Go through the entries below and pick out every line with "this".

(Entries taken from a collection)
## begin

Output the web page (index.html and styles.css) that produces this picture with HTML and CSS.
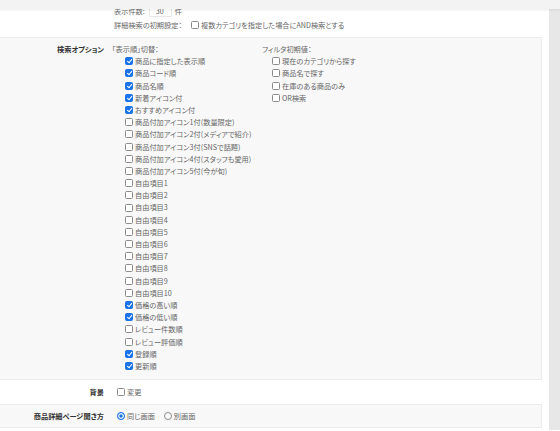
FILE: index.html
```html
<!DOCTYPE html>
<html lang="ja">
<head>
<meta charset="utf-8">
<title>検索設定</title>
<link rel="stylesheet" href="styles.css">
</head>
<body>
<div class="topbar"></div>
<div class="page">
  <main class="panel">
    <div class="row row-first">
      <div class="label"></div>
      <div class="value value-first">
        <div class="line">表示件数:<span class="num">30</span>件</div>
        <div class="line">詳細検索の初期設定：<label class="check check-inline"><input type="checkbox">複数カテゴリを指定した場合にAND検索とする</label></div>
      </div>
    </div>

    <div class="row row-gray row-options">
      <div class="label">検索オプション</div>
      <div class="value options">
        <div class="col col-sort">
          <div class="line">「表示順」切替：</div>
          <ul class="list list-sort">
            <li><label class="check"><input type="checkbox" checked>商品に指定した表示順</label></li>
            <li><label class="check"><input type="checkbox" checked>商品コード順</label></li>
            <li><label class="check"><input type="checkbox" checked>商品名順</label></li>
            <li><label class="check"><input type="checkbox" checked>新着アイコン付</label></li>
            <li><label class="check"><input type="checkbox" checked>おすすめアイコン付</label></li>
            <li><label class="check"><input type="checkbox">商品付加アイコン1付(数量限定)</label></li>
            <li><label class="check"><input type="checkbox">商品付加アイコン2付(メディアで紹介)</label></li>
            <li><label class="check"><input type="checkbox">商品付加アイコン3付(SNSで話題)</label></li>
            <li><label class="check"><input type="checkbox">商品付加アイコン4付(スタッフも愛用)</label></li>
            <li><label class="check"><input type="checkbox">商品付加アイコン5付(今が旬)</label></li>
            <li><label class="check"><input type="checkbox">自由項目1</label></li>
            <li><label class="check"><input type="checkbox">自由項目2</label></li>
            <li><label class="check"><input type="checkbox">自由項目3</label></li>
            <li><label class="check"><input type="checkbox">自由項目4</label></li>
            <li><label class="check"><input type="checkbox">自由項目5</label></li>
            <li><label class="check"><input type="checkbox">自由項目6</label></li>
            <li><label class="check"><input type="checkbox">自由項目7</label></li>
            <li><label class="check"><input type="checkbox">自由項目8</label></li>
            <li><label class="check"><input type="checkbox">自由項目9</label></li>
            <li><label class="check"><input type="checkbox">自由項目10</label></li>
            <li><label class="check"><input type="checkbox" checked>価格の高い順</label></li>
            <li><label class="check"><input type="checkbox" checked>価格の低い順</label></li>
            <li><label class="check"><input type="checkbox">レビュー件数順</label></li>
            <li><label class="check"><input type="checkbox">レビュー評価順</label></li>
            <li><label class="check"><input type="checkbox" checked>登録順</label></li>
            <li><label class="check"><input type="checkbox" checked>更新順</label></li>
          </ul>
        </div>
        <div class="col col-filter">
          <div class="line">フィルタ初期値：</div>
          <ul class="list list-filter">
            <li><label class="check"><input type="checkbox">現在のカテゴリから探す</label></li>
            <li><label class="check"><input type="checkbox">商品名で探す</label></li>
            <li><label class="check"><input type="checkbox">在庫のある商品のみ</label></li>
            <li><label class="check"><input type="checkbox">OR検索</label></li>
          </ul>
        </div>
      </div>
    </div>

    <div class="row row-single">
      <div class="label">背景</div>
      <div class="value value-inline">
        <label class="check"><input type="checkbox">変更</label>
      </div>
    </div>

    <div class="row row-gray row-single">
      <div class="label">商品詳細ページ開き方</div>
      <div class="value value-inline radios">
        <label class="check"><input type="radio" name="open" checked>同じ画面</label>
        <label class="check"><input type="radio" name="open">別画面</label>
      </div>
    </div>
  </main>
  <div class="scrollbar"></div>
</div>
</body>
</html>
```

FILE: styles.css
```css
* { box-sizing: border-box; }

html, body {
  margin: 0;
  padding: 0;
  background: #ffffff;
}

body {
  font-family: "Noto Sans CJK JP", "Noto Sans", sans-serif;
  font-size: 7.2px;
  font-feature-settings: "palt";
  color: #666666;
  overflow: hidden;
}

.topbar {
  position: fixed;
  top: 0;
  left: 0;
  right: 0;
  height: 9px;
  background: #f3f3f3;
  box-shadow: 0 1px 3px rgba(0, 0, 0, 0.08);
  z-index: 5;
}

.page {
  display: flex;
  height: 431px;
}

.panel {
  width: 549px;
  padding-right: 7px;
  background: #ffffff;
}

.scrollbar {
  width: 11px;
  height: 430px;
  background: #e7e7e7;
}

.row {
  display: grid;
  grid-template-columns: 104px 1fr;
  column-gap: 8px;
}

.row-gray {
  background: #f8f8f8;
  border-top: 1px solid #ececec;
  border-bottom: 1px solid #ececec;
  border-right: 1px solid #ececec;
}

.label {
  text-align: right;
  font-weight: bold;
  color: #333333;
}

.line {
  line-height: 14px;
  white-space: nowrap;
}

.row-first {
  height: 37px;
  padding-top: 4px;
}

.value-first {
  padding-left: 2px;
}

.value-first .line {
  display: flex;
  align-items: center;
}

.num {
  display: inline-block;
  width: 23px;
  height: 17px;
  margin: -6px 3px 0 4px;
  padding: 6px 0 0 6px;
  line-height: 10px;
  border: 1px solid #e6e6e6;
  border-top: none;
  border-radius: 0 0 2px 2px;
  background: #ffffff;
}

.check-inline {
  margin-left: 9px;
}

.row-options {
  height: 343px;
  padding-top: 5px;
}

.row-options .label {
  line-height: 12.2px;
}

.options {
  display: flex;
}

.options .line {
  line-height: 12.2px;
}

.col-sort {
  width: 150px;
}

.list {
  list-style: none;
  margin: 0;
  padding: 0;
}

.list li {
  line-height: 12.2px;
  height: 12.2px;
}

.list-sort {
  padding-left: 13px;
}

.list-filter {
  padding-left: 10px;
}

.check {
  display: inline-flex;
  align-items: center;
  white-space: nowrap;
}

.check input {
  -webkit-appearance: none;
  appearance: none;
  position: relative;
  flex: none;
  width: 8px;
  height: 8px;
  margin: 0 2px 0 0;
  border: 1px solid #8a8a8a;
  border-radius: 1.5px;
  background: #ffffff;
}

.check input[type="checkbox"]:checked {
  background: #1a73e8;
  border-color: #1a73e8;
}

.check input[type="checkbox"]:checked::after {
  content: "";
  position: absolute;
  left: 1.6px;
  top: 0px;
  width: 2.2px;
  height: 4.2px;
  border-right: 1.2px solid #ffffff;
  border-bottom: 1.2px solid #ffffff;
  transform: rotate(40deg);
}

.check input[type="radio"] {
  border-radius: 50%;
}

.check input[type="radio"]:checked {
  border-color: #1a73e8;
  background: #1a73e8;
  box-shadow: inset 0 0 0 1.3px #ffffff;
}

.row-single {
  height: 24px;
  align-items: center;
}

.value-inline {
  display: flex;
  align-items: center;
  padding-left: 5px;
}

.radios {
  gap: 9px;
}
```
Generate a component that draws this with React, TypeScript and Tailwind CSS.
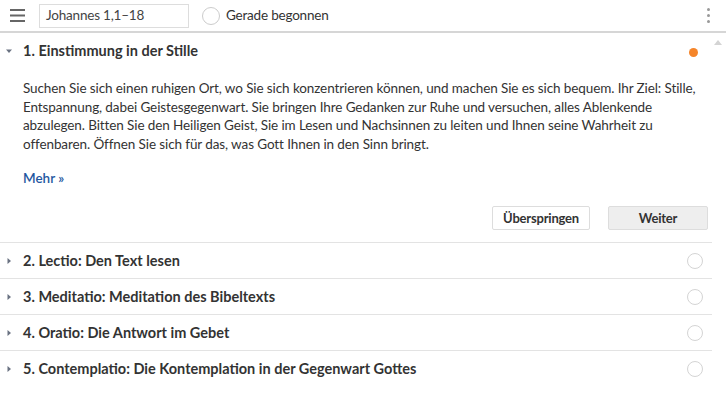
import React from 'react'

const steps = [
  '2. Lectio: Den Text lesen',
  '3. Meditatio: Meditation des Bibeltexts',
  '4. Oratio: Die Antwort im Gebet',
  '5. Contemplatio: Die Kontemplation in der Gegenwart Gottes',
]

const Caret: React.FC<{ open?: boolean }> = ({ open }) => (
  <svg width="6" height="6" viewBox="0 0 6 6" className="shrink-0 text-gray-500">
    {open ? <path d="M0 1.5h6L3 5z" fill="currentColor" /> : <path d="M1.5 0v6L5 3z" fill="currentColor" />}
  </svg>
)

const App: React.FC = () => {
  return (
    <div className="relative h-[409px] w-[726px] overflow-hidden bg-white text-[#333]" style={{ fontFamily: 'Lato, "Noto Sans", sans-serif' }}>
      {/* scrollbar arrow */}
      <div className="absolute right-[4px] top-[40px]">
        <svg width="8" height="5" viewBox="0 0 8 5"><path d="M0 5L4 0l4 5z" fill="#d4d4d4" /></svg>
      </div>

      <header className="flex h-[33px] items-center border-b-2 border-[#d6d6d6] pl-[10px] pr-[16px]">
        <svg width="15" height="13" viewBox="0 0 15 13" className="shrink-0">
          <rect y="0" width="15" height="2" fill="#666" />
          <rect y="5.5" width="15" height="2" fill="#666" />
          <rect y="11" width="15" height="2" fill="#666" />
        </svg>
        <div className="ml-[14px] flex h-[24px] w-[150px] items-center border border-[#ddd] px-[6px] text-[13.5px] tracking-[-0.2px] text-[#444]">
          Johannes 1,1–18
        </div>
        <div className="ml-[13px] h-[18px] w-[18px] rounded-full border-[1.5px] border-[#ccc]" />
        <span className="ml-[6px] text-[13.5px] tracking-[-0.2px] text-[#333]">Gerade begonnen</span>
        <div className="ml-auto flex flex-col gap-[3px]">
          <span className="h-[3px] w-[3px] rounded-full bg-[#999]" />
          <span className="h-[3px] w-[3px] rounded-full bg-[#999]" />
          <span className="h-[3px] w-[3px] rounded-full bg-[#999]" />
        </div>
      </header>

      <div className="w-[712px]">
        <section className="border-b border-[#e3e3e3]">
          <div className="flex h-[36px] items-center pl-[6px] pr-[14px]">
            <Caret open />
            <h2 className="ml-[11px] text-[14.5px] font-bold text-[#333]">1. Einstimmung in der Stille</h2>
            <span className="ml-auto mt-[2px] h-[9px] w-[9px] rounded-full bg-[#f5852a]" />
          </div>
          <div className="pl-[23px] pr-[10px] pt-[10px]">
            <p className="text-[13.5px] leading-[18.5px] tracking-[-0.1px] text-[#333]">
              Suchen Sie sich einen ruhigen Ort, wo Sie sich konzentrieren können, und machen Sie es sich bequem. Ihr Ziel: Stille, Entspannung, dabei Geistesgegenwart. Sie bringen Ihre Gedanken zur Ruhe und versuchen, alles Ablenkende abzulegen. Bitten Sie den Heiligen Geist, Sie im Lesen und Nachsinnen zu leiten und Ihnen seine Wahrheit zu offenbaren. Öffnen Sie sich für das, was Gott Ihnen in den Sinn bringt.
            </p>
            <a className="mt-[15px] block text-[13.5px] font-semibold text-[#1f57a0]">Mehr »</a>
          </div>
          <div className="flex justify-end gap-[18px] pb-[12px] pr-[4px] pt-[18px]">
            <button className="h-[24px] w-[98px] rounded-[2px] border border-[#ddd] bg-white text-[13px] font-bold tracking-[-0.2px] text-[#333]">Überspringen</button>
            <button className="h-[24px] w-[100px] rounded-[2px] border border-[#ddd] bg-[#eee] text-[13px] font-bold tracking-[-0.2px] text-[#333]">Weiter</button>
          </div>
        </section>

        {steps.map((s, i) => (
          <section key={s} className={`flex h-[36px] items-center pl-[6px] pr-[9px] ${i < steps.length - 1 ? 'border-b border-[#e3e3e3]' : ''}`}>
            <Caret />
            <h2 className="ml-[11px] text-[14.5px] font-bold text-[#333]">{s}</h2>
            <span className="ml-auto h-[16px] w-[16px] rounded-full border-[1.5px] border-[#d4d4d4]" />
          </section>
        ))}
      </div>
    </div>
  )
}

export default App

## end

### Finished answer:
Output the web page (index.html and styles.css) that produces this picture with HTML and CSS.
Generate a component that draws this with React, TypeScript and Tailwind CSS.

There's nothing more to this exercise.